## What you need to do
Pull out every line below holding the word "React".

## Available data
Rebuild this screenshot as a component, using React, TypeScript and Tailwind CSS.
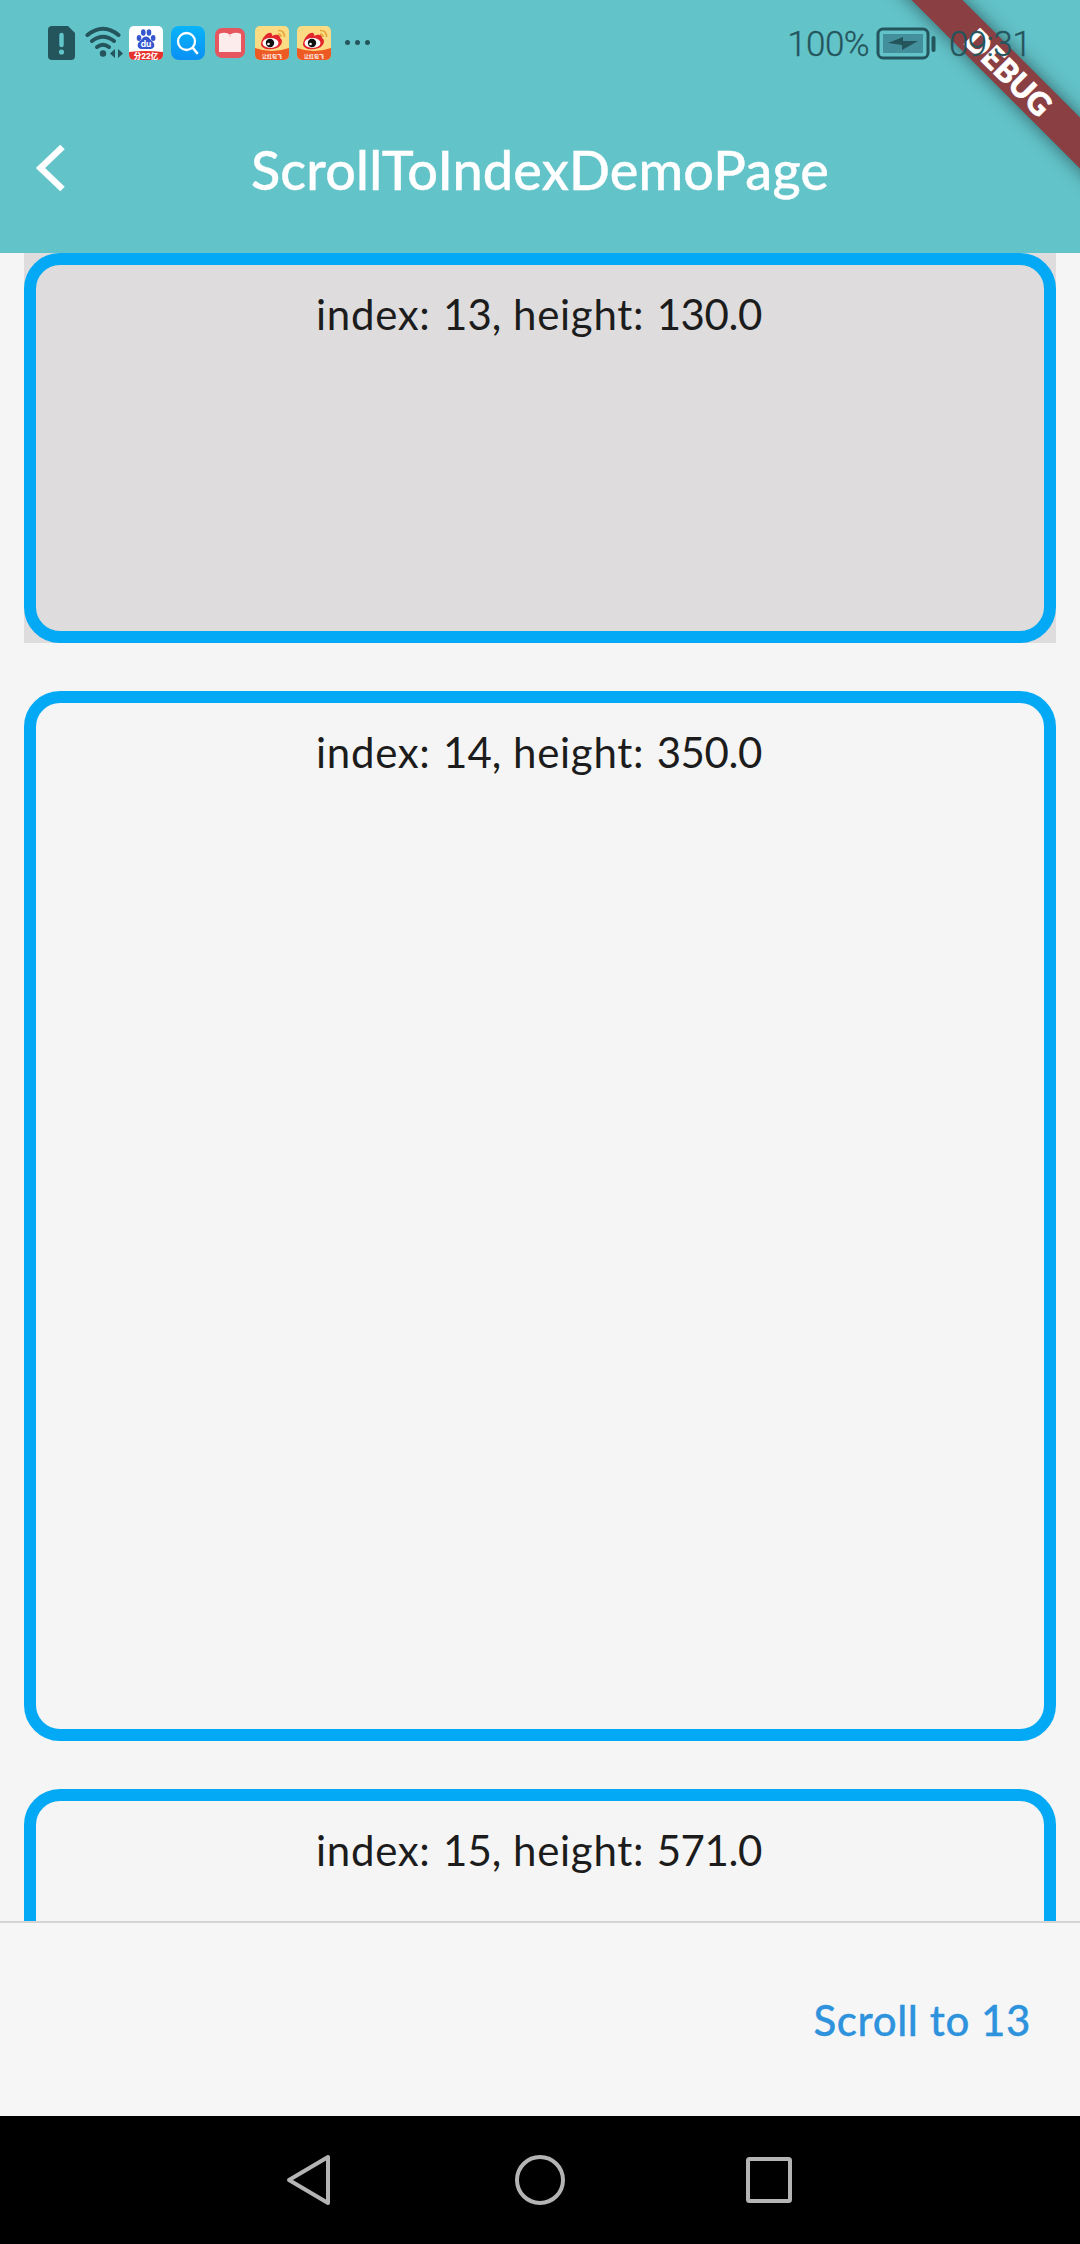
import React from "react";

const items = [
  { index: 13, height: "130.0", box: "h-[390px] bg-[#dedcdd]" },
  { index: 14, height: "350.0", box: "h-[1050px] bg-[#f5f5f5]" },
  { index: 15, height: "571.0", box: "h-[1713px] bg-[#f5f5f5]" },
];

function WeiboIcon() {
  return (
    <svg width="34" height="34" viewBox="0 0 34 34">
      <defs>
        <clipPath id="wb"><rect width="34" height="34" rx="5" /></clipPath>
      </defs>
      <g clipPath="url(#wb)">
        <rect width="34" height="34" fill="#fbdc84" />
        <path d="M0 22Q17 28 34 22V34H0Z" fill="#ee5a24" />
        <path d="M6 18C7 11 13 6 16 7C18 8 17 10 17 10C21 8 25 8 25 12C29 14 27 22 18 23C11 24 6 22 6 18Z" fill="#e2262c" />
        <ellipse cx="15.500" cy="17" rx="8" ry="5" fill="#fff" />
        <circle cx="15" cy="17" r="4.200" fill="#111" />
        <circle cx="13.500" cy="18" r="1.300" fill="#fff" />
        <path d="M23 4.500Q29.500 4 29.500 11M23 8Q26 8 26 11" fill="none" stroke="#e9a53a" strokeWidth="1.600" />
      </g>
      <text x="17" y="32" textAnchor="middle" fontSize="5" fontWeight="700" fill="#fff" fontFamily="Noto Sans CJK SC, sans-serif">让红包飞</text>
    </svg>
  );
}

function StatusBar() {
  return (
    <div className="flex h-[85px] items-center pl-[48px] pr-[50px] text-[#24545c]">
      <svg className="mr-[10px]" width="27" height="34" viewBox="0 0 27 34">
        <path d="M4 0H20L27 7V30Q27 34 23 34H4Q0 34 0 30V4Q0 0 4 0Z" fill="#24545c" />
        <path d="M13.500 9V19" stroke="#62c3c9" strokeWidth="4.500" strokeLinecap="round" />
        <circle cx="13.500" cy="26" r="2.600" fill="#62c3c9" />
      </svg>
      <svg className="mr-[6px]" width="38" height="34" viewBox="0 0 38 34">
        <g fill="none" stroke="#24545c" strokeWidth="4" strokeLinecap="round">
          <path d="M2.500 9Q18 -3.500 33.500 9" />
          <path d="M7 15Q18 6.500 29 15" />
          <path d="M12 21Q18 16.500 24 21" />
        </g>
        <circle cx="18" cy="27.500" r="3.200" fill="#24545c" />
        <path d="M30 23V32L25 27.500ZM33 23V32L38 27.500Z" fill="#24545c" />
      </svg>
      <svg className="mr-[8px]" width="34" height="34" viewBox="0 0 34 34">
        <defs><clipPath id="bd"><rect width="34" height="34" rx="5" /></clipPath></defs>
        <g clipPath="url(#bd)">
          <rect width="34" height="34" fill="#fff" />
          <path d="M0 26Q17 24 34 26V34H0Z" fill="#e5322d" />
        </g>
        <g fill="#3556cf">
          <ellipse cx="10" cy="12" rx="2.300" ry="3" />
          <ellipse cx="14.300" cy="6.500" rx="2.300" ry="3.200" />
          <ellipse cx="20" cy="6.500" rx="2.300" ry="3.200" />
          <ellipse cx="24.200" cy="12" rx="2.300" ry="3" />
          <path d="M17 10.500C20 10.500 21 13.500 23.500 15.500C27 19 25 23.500 21 23H13C9 23.500 7 19 10.500 15.500C13 13.500 14 10.500 17 10.500Z" />
        </g>
        <text x="17" y="21" textAnchor="middle" fontSize="8.500" fontWeight="700" fill="#fff" fontFamily="Inter, sans-serif">du</text>
        <text x="17" y="33" textAnchor="middle" fontSize="7.500" fontWeight="800" fill="#fff" fontFamily="Inter, Noto Sans CJK SC, sans-serif">分22亿</text>
      </svg>
      <svg className="mr-[10px]" width="34" height="34" viewBox="0 0 34 34">
        <defs><linearGradient id="sg" x1="0" y1="0" x2="0" y2="1"><stop stopColor="#08b4f8" /><stop offset="1" stopColor="#0a90f4" /></linearGradient></defs>
        <rect width="34" height="34" rx="8" fill="url(#sg)" />
        <circle cx="15.500" cy="15.500" r="8.500" fill="none" stroke="#fff" strokeWidth="2.300" />
        <path d="M22 22L26 27" stroke="#fff" strokeWidth="2.600" strokeLinecap="round" />
      </svg>
      <svg className="mr-[10px]" width="30" height="30" viewBox="0 0 30 30">
        <rect width="30" height="30" rx="7" fill="#e5565f" />
        <path d="M4 6Q10 3.500 15 6.500Q20 3.500 26 6V24H4Z" fill="#fdecec" />
        <path d="M15 6V9" stroke="#f3b3b6" strokeWidth="1" />
      </svg>
      <div className="mr-[14px] flex gap-[8px]"><WeiboIcon /><WeiboIcon /></div>
      <div className="flex gap-[5px]">
        <i className="h-[5px] w-[5px] rounded-full bg-[#24545c]" />
        <i className="h-[5px] w-[5px] rounded-full bg-[#24545c]" />
        <i className="h-[5px] w-[5px] rounded-full bg-[#24545c]" />
      </div>
    </div>
  );
}

export default function App() {
  return (
    <div className="relative flex h-[2244px] w-[1080px] flex-col overflow-hidden bg-[#f5f5f5] font-['Lato',sans-serif] text-[#1c1c1c]">
      <header className="h-[253px] shrink-0 bg-[#62c3c9]">
        <StatusBar />
        <div className="relative flex h-[168px] items-center justify-center">
          <svg className="absolute left-[35px] top-[58px]" width="32" height="50" viewBox="0 0 32 50">
            <path d="M27.500 4L5.500 25L27.500 46" fill="none" stroke="#fff" strokeWidth="6.500" />
          </svg>
          <h1 className="whitespace-nowrap text-[54px] font-medium tracking-[0.15px] text-white [-webkit-text-stroke:0.4px_white]">ScrollToIndexDemoPage</h1>
        </div>
      </header>

      <main className="flex min-h-0 flex-1 flex-col gap-[48px] overflow-hidden px-[24px]">
        {items.map((item) => (
          <section key={item.index} className={`shrink-0 ${item.box}`}>
            <div className="h-full rounded-[36px] border-[12px] border-[#03a9f4] pr-[2px] pt-[24px] text-center text-[42px] leading-[50px] [word-spacing:1px]">
              <span className="tracking-[0.7px]">index: </span>{item.index}, <span className="tracking-[0.7px]">height: </span><span className="tracking-[-0.4px]">{item.height}</span>
            </div>
          </section>
        ))}
      </main>

      <footer className="flex h-[195px] shrink-0 items-center justify-end border-t-2 border-[#d4d4d5] bg-[#f6f6f7] pr-[49px] pt-[2px] text-[42px] font-medium tracking-[0.6px] text-[#2e93dc] [-webkit-text-stroke:0.3px_#2e93dc] [word-spacing:2px]">
        <button>Scroll to 13</button>
      </footer>

      <nav className="flex h-[128px] shrink-0 items-center bg-black">
        <svg className="ml-[284px]" width="50" height="54" viewBox="0 0 50 54">
          <path d="M44 4V50L5 27Z" fill="none" stroke="#b4b4b4" strokeWidth="4" strokeLinejoin="round" />
        </svg>
        <svg className="ml-[179px]" width="54" height="54" viewBox="0 0 54 54">
          <circle cx="27" cy="27" r="23" fill="none" stroke="#b4b4b4" strokeWidth="4" />
        </svg>
        <svg className="ml-[175px]" width="54" height="54" viewBox="0 0 54 54">
          <rect x="6" y="6" width="42" height="42" rx="1.500" fill="none" stroke="#b4b4b4" strokeWidth="4" />
        </svg>
      </nav>

      <div className="absolute left-[858px] top-[53px] flex h-[36px] w-[300px] rotate-45 items-center justify-center bg-[#8a3f42] pl-[3px] text-[31px] font-black leading-none text-white shadow-[0_0_18px_rgba(0,0,0,0.5)] [-webkit-text-stroke:0.8px_white]">
        DEBUG
      </div>
      <div className="absolute right-[49px] top-[24px] flex h-[42px] items-center font-['Roboto'] text-[35px] font-light tracking-[-0.6px] text-[#24545c] [-webkit-text-stroke:0.3px_#24545c]">
        <span>100%</span>
        <svg className="mb-[2px] ml-[7px] mr-[11px]" width="62" height="34" viewBox="0 0 62 34">
          <rect x="2" y="2" width="50" height="29" rx="5" fill="none" stroke="#24545c" strokeWidth="3" />
          <rect x="7" y="7" width="40" height="19" fill="#438f9b" />
          <path d="M12 16L27 10V14H42L26 23V18Z" fill="#24545c" />
          <path d="M57.500 11V23" stroke="#24545c" strokeWidth="4" strokeLinecap="round" />
        </svg>
        <span>09:31</span>
      </div>
    </div>
  );
}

## Written solution
Rebuild this screenshot as a component, using React, TypeScript and Tailwind CSS.
import React from "react";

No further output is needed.